Water Hammer Modeling in Extended Reach Wells

Abstract

Abstract Water hammer tools (WHTs) are used in coiled tubing (CT) operations for postponing a potential helical lock-up and running deeper into the hole. By rapidly opening and closing a valve in the tool, pressure pulses are created and the axial vibrating force is overcoming the friction between the CT and the wellbore. The pressure pulses depend on the CT parameters (size and material), WHT parameters (size and valve frequency), pumping rate, and downhole pressure. Although the effect of the water hammer pulses on the axial and radial vibrations has been investigated before, the coupling between water hammer pulses and the axial and radial vibrations for CT operations is not currently understood.
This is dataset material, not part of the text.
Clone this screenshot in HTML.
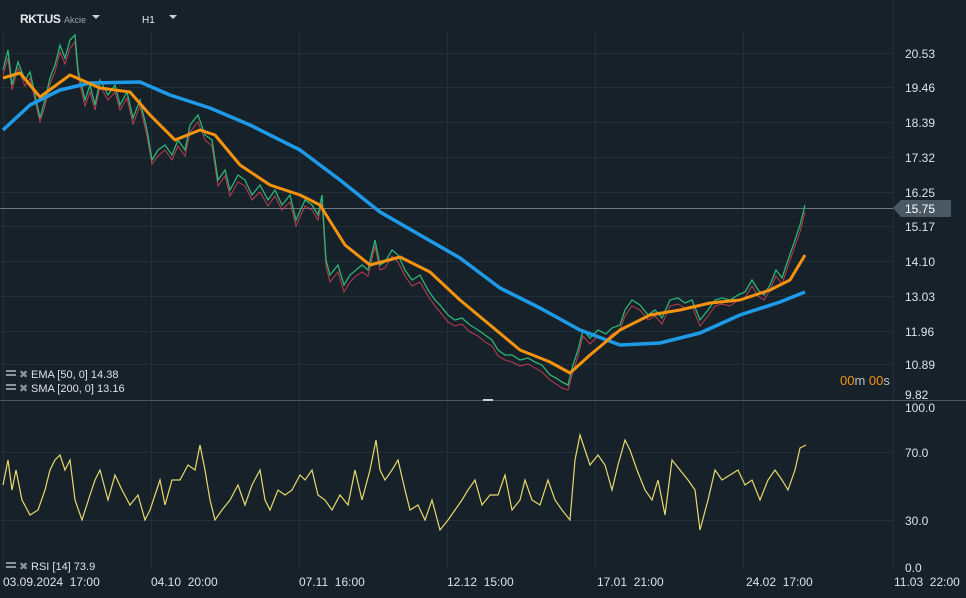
<!DOCTYPE html><html><head><meta charset="utf-8"><style>
body{margin:0;background:#17212a;width:966px;height:598px;overflow:hidden;font-family:"Liberation Sans",sans-serif}
svg{position:absolute;left:0;top:0}
</style></head><body>
<svg width="966" height="598" viewBox="0 0 966 598" font-family="Liberation Sans, sans-serif">
<rect width="966" height="598" fill="#17212a"/>
<g stroke="#222e38" stroke-width="1">
<line x1="3.5" y1="30" x2="3.5" y2="570"/><line x1="151.5" y1="30" x2="151.5" y2="570"/><line x1="299.5" y1="30" x2="299.5" y2="570"/><line x1="447.5" y1="30" x2="447.5" y2="570"/><line x1="595.5" y1="30" x2="595.5" y2="570"/><line x1="743.5" y1="30" x2="743.5" y2="570"/><line x1="893.5" y1="0" x2="893.5" y2="570"/>
<line x1="0" y1="53.5" x2="893" y2="53.5"/><line x1="0" y1="87.5" x2="893" y2="87.5"/><line x1="0" y1="122.5" x2="893" y2="122.5"/><line x1="0" y1="157.5" x2="893" y2="157.5"/><line x1="0" y1="192.5" x2="893" y2="192.5"/><line x1="0" y1="226.5" x2="893" y2="226.5"/><line x1="0" y1="261.5" x2="893" y2="261.5"/><line x1="0" y1="296.5" x2="893" y2="296.5"/><line x1="0" y1="331.5" x2="893" y2="331.5"/><line x1="0" y1="364.5" x2="893" y2="364.5"/>
<line x1="0" y1="452.5" x2="893" y2="452.5"/><line x1="0" y1="520.5" x2="893" y2="520.5"/>
</g>
<line x1="0" y1="400.5" x2="966" y2="400.5" stroke="#4a5660"/>
<line x1="0" y1="208.5" x2="893" y2="208.5" stroke="#6b7883"/>
<rect x="483" y="399" width="10" height="2" fill="#c9d0d6"/>
<!-- price -->
<polyline fill="none" stroke="#e8435a" stroke-width="1" opacity="0.8" points="3,75 8,58 12,90 18,68 25,86 30,78 35,100 40,122 45,106 50,84 55,72 60,52 65,64 70,48 75,42 78,76 85,106 90,92 95,110 100,86 108,100 115,92 120,110 127,98 133,124 140,106 147,136 152,164 158,156 165,150 172,160 178,146 185,156 190,132 198,122 205,140 212,146 218,186 225,176 230,196 238,182 245,186 252,200 260,192 268,206 275,196 282,210 290,202 296,226 305,206 312,210 318,220 322,202 326,266 330,282 338,272 344,292 350,282 356,276 362,272 368,276 375,246 380,270 385,268 392,256 398,262 405,276 412,286 420,282 428,296 435,306 440,312 448,322 455,326 462,324 470,332 478,336 485,342 492,346 498,356 505,360 512,362 520,366 528,364 535,368 542,372 550,380 556,384 562,388 568,390 573,372 578,356 583,336 590,344 598,336 606,340 612,334 620,330 625,316 632,306 640,310 648,320 655,316 662,324 670,306 678,304 685,308 692,306 700,326 708,316 715,306 722,304 730,306 738,300 745,298 752,286 758,296 764,300 770,290 776,276 782,284 788,266 795,246 800,232 805,212"/>
<polyline fill="none" stroke="#2bb673" stroke-width="1.3" points="3,70 8,50 12,85 18,62 25,80 30,72 35,95 40,118 45,100 50,78 55,65 60,45 65,58 70,40 75,35 78,70 85,100 90,85 95,105 100,80 108,95 115,85 120,105 127,92 133,118 140,100 147,130 152,160 158,150 165,145 172,155 178,140 185,150 190,125 198,115 205,135 212,140 218,180 225,170 230,190 238,175 245,180 252,195 260,185 268,200 275,190 282,205 290,195 296,220 305,200 312,205 318,215 322,195 326,260 330,275 338,265 344,285 350,275 356,270 362,265 368,270 375,240 380,265 385,262 392,250 398,255 405,270 412,280 420,275 428,290 435,300 440,305 448,315 455,320 462,318 470,325 478,330 485,335 492,340 498,350 505,355 512,355 520,360 528,358 535,362 542,365 550,375 556,378 562,382 568,385 573,365 578,350 583,330 590,338 598,330 606,334 612,328 620,325 625,310 632,300 640,305 648,315 655,310 662,318 670,300 678,298 685,303 692,300 700,320 708,310 715,300 722,298 730,300 738,295 745,292 752,280 758,290 764,295 770,285 776,270 782,278 788,260 795,240 800,225 805,205"/>
<!-- SMA -->
<polyline fill="none" stroke="#1e9be8" stroke-width="3.5" stroke-linejoin="round" points="3,130 30,105 60,90 90,83 140,82 170,95 210,108 250,125 300,150 340,180 380,212 420,235 460,258 500,288 540,308 580,330 620,345 660,343 700,333 740,315 780,302 805,292"/>
<!-- EMA -->
<polyline fill="none" stroke="#f5930f" stroke-width="3" stroke-linejoin="round" points="3,78 20,73 40,97 70,75 100,88 130,92 150,115 175,140 200,130 215,135 240,165 270,185 300,195 320,205 345,245 370,265 400,257 430,272 460,300 490,325 520,350 550,362 570,373 590,355 620,330 650,315 680,310 710,303 740,300 770,290 790,280 805,255"/>
<!-- RSI -->
<polyline fill="none" stroke="#e6d96a" stroke-width="1.2" points="3,485 8,460 12,490 16,470 22,500 30,515 38,510 45,490 50,470 55,460 60,455 65,470 70,460 75,500 82,520 90,495 95,480 100,470 108,500 115,475 122,490 130,505 138,495 145,520 150,510 155,495 160,480 165,505 172,480 180,480 188,465 195,470 200,445 205,470 210,500 215,520 222,510 230,500 238,485 245,505 252,485 260,470 265,500 270,510 278,490 285,495 292,490 300,475 305,480 312,470 318,495 325,500 332,510 340,495 348,505 355,470 362,500 370,470 376,440 380,470 385,480 392,470 398,460 405,490 410,510 418,505 425,520 432,500 440,530 448,520 455,510 462,500 468,490 475,480 482,505 490,495 498,495 505,475 512,510 520,500 525,480 532,500 540,505 548,480 555,500 562,510 570,520 575,460 580,435 585,450 590,465 598,455 605,465 612,490 618,465 625,440 630,450 637,470 645,490 652,500 658,480 665,515 672,460 680,470 688,480 695,490 700,530 708,500 715,470 722,480 730,475 738,470 745,485 752,480 760,500 768,480 775,470 782,480 788,490 795,470 800,448 806,445"/>
<g font-size="12">
<text x="20" y="23" font-weight="bold" font-size="12" fill="#e6eaee" letter-spacing="-0.5">RKT.US</text>
<text x="64" y="23" font-size="9" fill="#9aa5ad">Akcie</text>
<path d="M92 15h8l-4 4z" fill="#c9d0d6"/>
<text x="142" y="23" font-size="10" fill="#e6eaee">H1</text>
<path d="M169 15h8l-4 4z" fill="#c9d0d6"/>
</g>
<g fill="#dde2e6" font-size="12">
<text x="905" y="58">20.53</text><text x="905" y="92">19.46</text><text x="905" y="127">18.39</text><text x="905" y="162">17.32</text><text x="905" y="197">16.25</text><text x="905" y="231">15.17</text><text x="905" y="266">14.10</text><text x="905" y="301">13.03</text><text x="905" y="336">11.96</text><text x="905" y="369">10.89</text><text x="905" y="399">9.82</text>
<text x="905" y="412">100.0</text><text x="905" y="457">70.0</text><text x="905" y="525">30.0</text><text x="905" y="572">0.0</text>
</g>
<path d="M893 208l8-8h50v17h-50z" fill="#4a5864"/>
<text x="905" y="213" fill="#ffffff" font-size="12">15.75</text>
<text x="840" y="385" font-size="13" fill="#f5930f">00<tspan fill="#b8c0c6">m </tspan>00<tspan fill="#b8c0c6">s</tspan></text>
<g fill="#dde2e6" font-size="11">
<rect x="6" y="370" width="10" height="2" fill="#8a949c"/><rect x="6" y="374" width="10" height="2" fill="#8a949c"/><text x="19" y="378" fill="#8a949c">✖</text><text x="31" y="378">EMA [50, 0] 14.38</text>
<rect x="6" y="384" width="10" height="2" fill="#8a949c"/><rect x="6" y="388" width="10" height="2" fill="#8a949c"/><text x="19" y="392" fill="#8a949c">✖</text><text x="31" y="392">SMA [200, 0] 13.16</text>
<rect x="6" y="562" width="10" height="2" fill="#8a949c"/><rect x="6" y="566" width="10" height="2" fill="#8a949c"/><text x="19" y="570" fill="#8a949c">✖</text><text x="31" y="570">RSI [14] 73.9</text>
</g>
<g fill="#dde2e6" font-size="12">
<text x="3" y="586">03.09.2024&#160;&#160;17:00</text><text x="151" y="586">04.10&#160;&#160;20:00</text><text x="299" y="586">07.11&#160;&#160;16:00</text><text x="447" y="586">12.12&#160;&#160;15:00</text><text x="597" y="586">17.01&#160;&#160;21:00</text><text x="746" y="586">24.02&#160;&#160;17:00</text><text x="894" y="586">11.03&#160;&#160;22:00</text>
</g>
</svg>
</body></html>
Radial vibrations may be important as they may reduce the normal and thus the frictional forces between the CT and the wellbore and increase the reach in long horizontal wells. In this paper the effect of the water hammer pulses on the radial vibrations is investigated. A numerical model was developed to simulate the water hammer pulses and vibrations of the CT and WHT assembly. The model was validated against lab data for the case of a single WHT located at the end of a CT. Then the model was used to investigate the optimal performance of the WHT. Several scenarios, such as a WHT located between two CTs and two WHTs working in tandem, were also investigated. It is concluded that the radial vibrations which appear due to the water hammer pulses when two WHTs are used in tandem may be beneficial in reducing the friction forces between the CT and the wellbore. When two WHTs are used, a relationship between the additional pumping pressure and the distance between the two tools is also proposed.